Ele disse para não “dar nada para esse cara”, como se eu pedisse alguma coisa para mim. Nunca pedi e nunca pedirei. O que ele quis dizer foi para não dar nada à população do Estado, e isso viola os artigos 19 e 37 da Constituição.

Até achei engraçado o termo. Agora vou cantarolar aquela música do Roberto Carlos, “Esse cara sou eu”. O presidente me promoveu, criou um jingle para mim.

O senhor é citado como possível candidato ao Planalto. Este episódio o ajuda?

Parece que o presidente resolveu me lançar (risos). Em cinco dias, ele deu cinco declarações seguidas me citando como seu adversário. Eu não trato de eleição agora. Quem só pensa na próxima eleição é o presidente, que deveria pensar em governar.

Nesses 200 dias, a oposição criou menos problemas para o governo do que o próprio governo. Por quê?



O presidente cria tanta confusão que às vezes é até melhor ficar só assistindo. Ele fica se enrolando nas suas próprias contradições e incapacidades.

Claro que vivemos um momento difícil com a arbitrária prisão do ex-presidente Lula e com o impeachment da ex-presidente Dilma. O desfecho do processo eleitoral também deixou um clima difícil, com muitas sequelas. Agora estamos recompondo a unidade e o diálogo, que são tão importantes.

Por outro lado, não é verdade que a oposição esteja tão ineficaz assim. Na reforma da Previdência, ela foi decisiva para evitar uma tragédia ainda maior. Se você comparar a proposta enviada pelo governo e a que foi aprovada na Câmara, houve uma redução de danos expressiva. Conseguimos evitar prejuízos ainda maiores para a população mais pobre.

Alguns partidos de centro-esquerda saíram fraturados da votação.

O PSB e o PDT estudam expulsar deputados que apoiaram a reforma. Qual a sua opinião sobre isso?

Cada partido tem que cuidar da observância das suas regras, do seu estatuto. Como integro outra agremiação, não me cabe opinar sobre o que cada partido fará. De fato, há dissensões internas. Mas a maioria das bancadas foi na direção correta.

Precisamos organizar uma frente de resistência contra o processo de destruição do Brasil que vem sendo liderado pelo presidente da República. Isso tem que se projetar para as eleições municipais de 2020, sobretudo nas capitais.

O senhor foi juiz federal, entrou na mesma turma de Sergio Moro. Como vê o vazamento de diálogos da Lava-Jato?

Sempre considerei o combate à corrupção uma necessidade urgente, acho que essas operações prestaram grandes serviços. O que eu critico é o fato de parte dos processos ter se transformado em instrumento de política partidária.

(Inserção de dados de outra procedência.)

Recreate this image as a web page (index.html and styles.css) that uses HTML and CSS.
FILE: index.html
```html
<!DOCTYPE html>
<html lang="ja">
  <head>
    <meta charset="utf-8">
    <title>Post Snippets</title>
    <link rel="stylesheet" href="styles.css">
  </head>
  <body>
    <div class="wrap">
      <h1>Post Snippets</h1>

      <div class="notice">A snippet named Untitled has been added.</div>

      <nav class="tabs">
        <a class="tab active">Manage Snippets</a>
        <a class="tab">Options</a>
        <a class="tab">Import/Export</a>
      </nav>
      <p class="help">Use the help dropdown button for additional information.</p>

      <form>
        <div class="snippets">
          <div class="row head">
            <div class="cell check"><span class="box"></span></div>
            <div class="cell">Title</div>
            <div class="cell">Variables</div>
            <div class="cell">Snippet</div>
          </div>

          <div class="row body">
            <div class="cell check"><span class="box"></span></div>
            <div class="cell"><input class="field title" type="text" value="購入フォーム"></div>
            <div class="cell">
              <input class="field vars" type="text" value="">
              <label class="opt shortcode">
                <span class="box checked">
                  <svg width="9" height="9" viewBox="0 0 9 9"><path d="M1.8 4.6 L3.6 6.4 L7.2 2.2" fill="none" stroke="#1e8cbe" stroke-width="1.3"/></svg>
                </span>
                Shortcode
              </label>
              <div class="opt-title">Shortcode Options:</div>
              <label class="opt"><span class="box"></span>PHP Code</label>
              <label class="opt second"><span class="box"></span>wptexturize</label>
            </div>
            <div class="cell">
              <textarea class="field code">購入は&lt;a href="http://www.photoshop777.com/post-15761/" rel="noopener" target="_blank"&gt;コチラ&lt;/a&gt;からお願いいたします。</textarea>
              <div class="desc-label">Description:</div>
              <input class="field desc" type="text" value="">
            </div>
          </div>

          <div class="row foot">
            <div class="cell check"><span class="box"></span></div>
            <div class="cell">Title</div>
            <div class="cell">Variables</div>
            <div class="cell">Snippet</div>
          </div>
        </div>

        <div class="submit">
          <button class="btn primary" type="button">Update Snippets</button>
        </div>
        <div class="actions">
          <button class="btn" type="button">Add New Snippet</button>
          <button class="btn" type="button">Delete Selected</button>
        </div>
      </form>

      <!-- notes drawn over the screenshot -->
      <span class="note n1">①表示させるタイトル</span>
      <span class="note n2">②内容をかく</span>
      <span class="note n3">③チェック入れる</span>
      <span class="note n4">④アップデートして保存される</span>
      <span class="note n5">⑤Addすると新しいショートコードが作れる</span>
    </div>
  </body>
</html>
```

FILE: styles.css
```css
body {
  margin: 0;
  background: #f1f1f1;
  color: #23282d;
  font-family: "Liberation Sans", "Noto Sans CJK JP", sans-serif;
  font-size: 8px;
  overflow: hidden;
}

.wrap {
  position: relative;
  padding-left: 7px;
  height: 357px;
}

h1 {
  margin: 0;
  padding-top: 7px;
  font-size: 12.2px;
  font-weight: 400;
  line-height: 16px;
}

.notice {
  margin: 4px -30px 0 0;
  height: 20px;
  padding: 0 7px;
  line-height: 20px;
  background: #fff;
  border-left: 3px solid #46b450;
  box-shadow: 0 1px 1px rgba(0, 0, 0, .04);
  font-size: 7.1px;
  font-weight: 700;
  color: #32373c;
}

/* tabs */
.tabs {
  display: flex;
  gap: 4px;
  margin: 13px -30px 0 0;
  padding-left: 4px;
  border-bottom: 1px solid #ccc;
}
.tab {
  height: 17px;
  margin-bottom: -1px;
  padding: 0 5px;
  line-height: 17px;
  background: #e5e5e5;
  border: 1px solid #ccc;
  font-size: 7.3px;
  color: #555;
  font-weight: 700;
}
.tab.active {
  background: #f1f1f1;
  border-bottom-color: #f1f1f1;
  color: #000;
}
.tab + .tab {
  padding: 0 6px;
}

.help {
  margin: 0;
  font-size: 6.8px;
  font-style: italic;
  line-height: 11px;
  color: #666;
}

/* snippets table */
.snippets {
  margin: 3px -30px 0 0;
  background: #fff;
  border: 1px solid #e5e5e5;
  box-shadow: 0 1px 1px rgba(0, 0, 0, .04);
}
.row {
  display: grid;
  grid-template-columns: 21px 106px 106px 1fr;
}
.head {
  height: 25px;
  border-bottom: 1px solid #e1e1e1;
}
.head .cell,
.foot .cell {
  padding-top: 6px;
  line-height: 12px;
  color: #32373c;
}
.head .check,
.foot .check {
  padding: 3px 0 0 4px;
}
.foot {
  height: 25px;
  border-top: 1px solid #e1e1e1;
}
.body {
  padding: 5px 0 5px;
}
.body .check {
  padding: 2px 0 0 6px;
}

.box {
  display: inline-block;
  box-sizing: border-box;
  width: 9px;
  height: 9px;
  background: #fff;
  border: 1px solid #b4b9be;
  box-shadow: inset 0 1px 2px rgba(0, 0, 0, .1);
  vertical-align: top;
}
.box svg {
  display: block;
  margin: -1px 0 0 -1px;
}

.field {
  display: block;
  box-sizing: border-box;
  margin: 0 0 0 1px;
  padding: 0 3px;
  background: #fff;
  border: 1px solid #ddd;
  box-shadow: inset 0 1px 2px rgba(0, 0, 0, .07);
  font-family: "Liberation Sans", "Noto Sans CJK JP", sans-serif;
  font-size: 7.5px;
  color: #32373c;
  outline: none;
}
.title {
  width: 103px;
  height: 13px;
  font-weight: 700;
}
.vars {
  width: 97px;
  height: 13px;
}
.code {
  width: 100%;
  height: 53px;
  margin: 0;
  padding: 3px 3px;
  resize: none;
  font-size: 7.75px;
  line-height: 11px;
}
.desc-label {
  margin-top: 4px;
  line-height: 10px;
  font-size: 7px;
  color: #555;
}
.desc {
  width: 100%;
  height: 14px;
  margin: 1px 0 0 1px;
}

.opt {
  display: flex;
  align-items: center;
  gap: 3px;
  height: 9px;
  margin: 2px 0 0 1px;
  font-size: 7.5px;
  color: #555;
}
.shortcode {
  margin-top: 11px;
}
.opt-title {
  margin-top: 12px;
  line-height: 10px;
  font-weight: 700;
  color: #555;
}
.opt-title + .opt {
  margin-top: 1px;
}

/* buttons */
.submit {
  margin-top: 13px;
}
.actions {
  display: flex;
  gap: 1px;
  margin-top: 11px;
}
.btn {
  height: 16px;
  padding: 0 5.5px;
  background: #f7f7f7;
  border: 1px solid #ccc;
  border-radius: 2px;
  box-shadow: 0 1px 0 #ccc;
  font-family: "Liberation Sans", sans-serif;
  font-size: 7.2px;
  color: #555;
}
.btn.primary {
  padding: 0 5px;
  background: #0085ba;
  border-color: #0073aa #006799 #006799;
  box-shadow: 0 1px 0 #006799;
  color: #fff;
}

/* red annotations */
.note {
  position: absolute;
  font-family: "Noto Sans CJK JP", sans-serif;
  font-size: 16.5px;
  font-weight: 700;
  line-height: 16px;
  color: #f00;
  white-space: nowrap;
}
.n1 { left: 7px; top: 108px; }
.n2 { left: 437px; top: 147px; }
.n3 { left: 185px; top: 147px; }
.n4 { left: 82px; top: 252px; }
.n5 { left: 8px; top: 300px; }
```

O mesmo juiz que determinou o resultado da eleição presidencial se beneficiou pessoalmente do resultado da eleição ao aceitar o cargo de ministro. Isso é um fato eloquente, por si só, dessa partidarização.

Temos que manter o combate à corrupção, mas não podemos aceitar que, em nome dele, se pratique outra forma de corrupção. Uma Justiça parcial é uma Justiça corrompida.

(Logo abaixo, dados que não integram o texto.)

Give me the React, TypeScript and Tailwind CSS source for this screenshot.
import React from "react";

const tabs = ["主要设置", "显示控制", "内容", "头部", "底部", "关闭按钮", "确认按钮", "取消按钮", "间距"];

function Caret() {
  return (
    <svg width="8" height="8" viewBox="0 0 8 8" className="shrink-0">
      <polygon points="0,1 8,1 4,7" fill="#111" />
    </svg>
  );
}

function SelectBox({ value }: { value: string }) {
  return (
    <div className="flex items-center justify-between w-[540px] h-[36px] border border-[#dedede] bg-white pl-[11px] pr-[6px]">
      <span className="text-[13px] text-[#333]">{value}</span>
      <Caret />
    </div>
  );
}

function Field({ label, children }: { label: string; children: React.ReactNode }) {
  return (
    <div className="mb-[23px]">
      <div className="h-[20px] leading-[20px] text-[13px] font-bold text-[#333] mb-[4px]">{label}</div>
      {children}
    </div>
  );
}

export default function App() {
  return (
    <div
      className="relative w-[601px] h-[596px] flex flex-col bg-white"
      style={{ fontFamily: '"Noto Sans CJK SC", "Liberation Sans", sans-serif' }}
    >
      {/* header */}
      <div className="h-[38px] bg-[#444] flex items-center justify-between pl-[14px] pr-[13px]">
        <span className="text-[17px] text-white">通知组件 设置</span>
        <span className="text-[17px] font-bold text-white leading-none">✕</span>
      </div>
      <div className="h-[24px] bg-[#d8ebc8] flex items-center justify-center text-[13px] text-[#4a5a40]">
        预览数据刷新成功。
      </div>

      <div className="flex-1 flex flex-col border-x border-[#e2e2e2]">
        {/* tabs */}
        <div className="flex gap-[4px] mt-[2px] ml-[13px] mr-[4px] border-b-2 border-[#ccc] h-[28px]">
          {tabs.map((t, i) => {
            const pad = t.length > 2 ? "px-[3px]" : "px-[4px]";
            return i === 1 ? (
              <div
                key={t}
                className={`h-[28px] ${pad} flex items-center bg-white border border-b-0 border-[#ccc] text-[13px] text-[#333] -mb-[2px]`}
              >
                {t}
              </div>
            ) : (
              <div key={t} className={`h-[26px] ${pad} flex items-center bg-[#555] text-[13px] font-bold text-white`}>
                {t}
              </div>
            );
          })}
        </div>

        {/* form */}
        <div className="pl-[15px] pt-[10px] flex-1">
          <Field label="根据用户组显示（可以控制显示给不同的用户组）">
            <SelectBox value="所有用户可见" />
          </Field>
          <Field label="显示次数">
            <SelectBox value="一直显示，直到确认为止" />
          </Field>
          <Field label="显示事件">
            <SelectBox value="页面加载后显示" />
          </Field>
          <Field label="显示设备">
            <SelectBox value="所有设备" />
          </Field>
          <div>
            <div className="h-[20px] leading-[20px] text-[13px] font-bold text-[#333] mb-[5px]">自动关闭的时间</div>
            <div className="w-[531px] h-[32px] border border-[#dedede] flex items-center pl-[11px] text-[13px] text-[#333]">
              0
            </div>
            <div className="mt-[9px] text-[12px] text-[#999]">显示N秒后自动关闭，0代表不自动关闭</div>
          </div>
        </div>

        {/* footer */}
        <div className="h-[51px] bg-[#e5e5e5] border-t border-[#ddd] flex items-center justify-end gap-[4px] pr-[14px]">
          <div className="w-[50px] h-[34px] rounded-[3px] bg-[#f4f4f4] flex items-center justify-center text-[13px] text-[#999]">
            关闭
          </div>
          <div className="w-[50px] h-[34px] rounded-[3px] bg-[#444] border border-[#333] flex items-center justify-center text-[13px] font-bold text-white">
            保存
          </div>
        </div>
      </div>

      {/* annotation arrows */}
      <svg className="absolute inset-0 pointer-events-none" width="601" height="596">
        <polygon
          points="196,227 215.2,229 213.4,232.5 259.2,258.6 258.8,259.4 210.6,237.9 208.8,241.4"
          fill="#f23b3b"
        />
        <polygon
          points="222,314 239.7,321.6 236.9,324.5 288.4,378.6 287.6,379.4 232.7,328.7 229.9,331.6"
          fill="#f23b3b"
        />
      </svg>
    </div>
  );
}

Mas é um fato que ocorreram desvios milionários na Petrobras, e hoje parte do eleitorado identifica os partidos de esquerda com a corrupção.

Não aceito algumas coisas que foram feitas para enriquecimento pessoal, na Petrobras e em outros lugares. Combati isso a minha vida inteira. Critico a má condução dos processos e defendo que todas as pessoas que praticaram crimes sejam punidas dentro da lei. Mas os fins não justificam os meios.

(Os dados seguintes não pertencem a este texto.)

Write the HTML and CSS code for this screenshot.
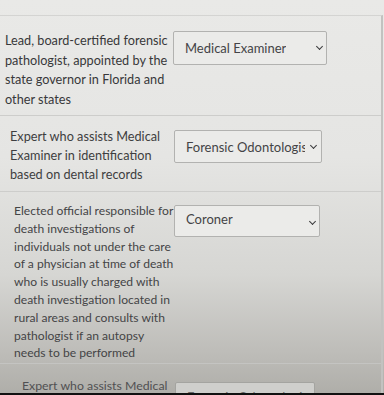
FILE: index.html
```html
<!DOCTYPE html>
<html lang="en">
<head>
    <meta charset="UTF-8">
    <title>Matching</title>
    <link rel="stylesheet" href="styles.css">
</head>
<body>
    <div class="question">
        <div class="match-row row-one">
            <div class="prompt">Lead, board-certified forensic<br>pathologist, appointed by the<br>state governor in Florida and<br>other states</div>
            <div class="select select-one"><span>Medical Examiner</span><i class="chev"></i></div>
        </div>
        <div class="match-row row-two">
            <div class="prompt">Expert who assists Medical<br>Examiner in identification<br>based on dental records</div>
            <div class="select select-two"><span>Forensic Odontologist</span><i class="chev"></i></div>
        </div>
        <div class="match-row row-three">
            <div class="prompt">Elected official responsible for<br>death investigations of<br>individuals not under the care<br>of a physician at time of death<br>who is usually charged with<br>death investigation located in<br>rural areas and consults with<br>pathologist if an autopsy<br>needs to be performed</div>
            <div class="select select-three"><span>Coroner</span><i class="chev"></i></div>
        </div>
        <div class="match-row row-four">
            <div class="prompt">Expert who assists Medical</div>
            <div class="select select-four"><span>Forensic Odontologist</span></div>
        </div>
    </div>
</body>
</html>
```

FILE: styles.css
```css
html {
    background: #111;
    height: 100%;
}
body {
    margin: 0;
    height: calc(100% - 2px);
    background: linear-gradient(180deg, #e9e9e7 0%, #e5e5e3 40%, #d6d6d3 70%, #bdbcb8 90%, #afaea9 100%);
    font-family: Lato, "Open Sans", sans-serif;
    color: #38383a;
    overflow: hidden;
}
.question {
    margin-top: 15px;
    border-top: 1px solid #d4d4d2;
    border-right: 2px solid #c2c2c0;
    margin-right: 1px;
}
.match-row {
    display: flex;
    align-items: flex-start;
    border-bottom: 1px solid #cdcdcb;
}
.prompt {
    font-size: 12.7px;
    line-height: 19.5px;
    white-space: nowrap;
    flex: none;
}
.select {
    display: flex;
    align-items: center;
    justify-content: space-between;
    box-sizing: border-box;
    border: 1px solid #b2b2b0;
    border-radius: 2px;
    background: #ebebe9;
    font-size: 13px;
    color: #444446;
    white-space: nowrap;
    overflow: hidden;
}
.select span {
    overflow: hidden;
}
.chev {
    flex: none;
    width: 4px;
    height: 4px;
    border-right: 1.8px solid #3a3a3c;
    border-bottom: 1.8px solid #3a3a3c;
    transform: rotate(45deg);
    margin: -3px 4px 0 6px;
}

.row-one {
    padding: 15px 0 6px 5px;
}
.row-one .prompt {
    width: 168px;
}
.select-one {
    width: 154px;
    height: 34px;
    padding-left: 11px;
}

.row-two {
    padding: 11px 0 7px 10px;
}
.row-two .prompt {
    width: 164px;
    line-height: 19px;
    color: #3e3e40;
}
.select-two {
    width: 148px;
    height: 33px;
    padding: 0 1px 0 11px;
    margin-top: 3px;
}
.select-two span {
    width: 120px;
}

.row-three {
    padding: 10px 0 1px 14px;
    border-bottom-color: #c4c4c2;
}
.row-three .prompt {
    width: 160px;
    font-size: 12.1px;
    line-height: 17.8px;
    color: #444446;
}
.select-three {
    width: 146px;
    height: 32px;
    margin-top: 3px;
    padding-left: 11px;
    align-items: flex-start;
    padding-top: 5px;
}
.select-three .chev {
    margin-top: 8px;
}

.row-four {
    padding: 13px 0 0 22px;
    border-bottom: none;
}
.row-four .prompt {
    width: 153px;
    font-size: 12.3px;
    line-height: 18px;
    color: #505052;
}
.select-four {
    width: 140px;
    height: 30px;
    margin-top: 5px;
    padding-left: 11px;
    color: #666;
    background: #cfcfcc;
    border-color: #a4a4a0;
}
```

O senhor teve um encontro recente com o ex-presidente José Sarney, seu arquirrival na política do Maranhão. Como foi?



Infelizmente, a democracia brasileira está em perigo. Quando você está diante de uma situação emergencial, é preciso dialogar e unir todas as forças políticas.

Defender a Constituição e a democracia não é um dever apenas da esquerda. É preciso que setores liberais e social-democratas, que se convencionou chamar de centro, também estejam em atitude vigilante.

Se olharmos a história da Itália nos anos 20 e da Alemanha nos anos 30, a ascensão do fascismo e do nazismo só foi possível porque as forças ao centro isolaram a esquerda. Nós não podemos nos isolar.

Também estive com o ex-presidente Fernando Henrique Cardoso, e tenho conversado quase todas as semanas com o presidente da Câmara, Rodrigo Maia.

É preciso enfrentar os arroubos extremistas de quem quer dar golpe militar, fechar o Supremo, fazer as coisas na marra, dividir o país. Essas idéias estão na internet, mas também estão nas ruas e no governo.

Hoje a polarização é assim. De um lado há uma pequena minoria barulhenta e sectária liderada pelo presidente, tentando criar confusão, dividir o país e agredir todo mundo. Do outro lado, temos que compor um campo amplo em defesa da democracia e da Constituição.

Sarney concordou com o senhor? 



Ele é um homem de quase 90 anos, já viu muitas coisas. Depois deu uma longa entrevista ao jornal “Correio Braziliense” e disse que é preciso mais diálogo para distensionar o país.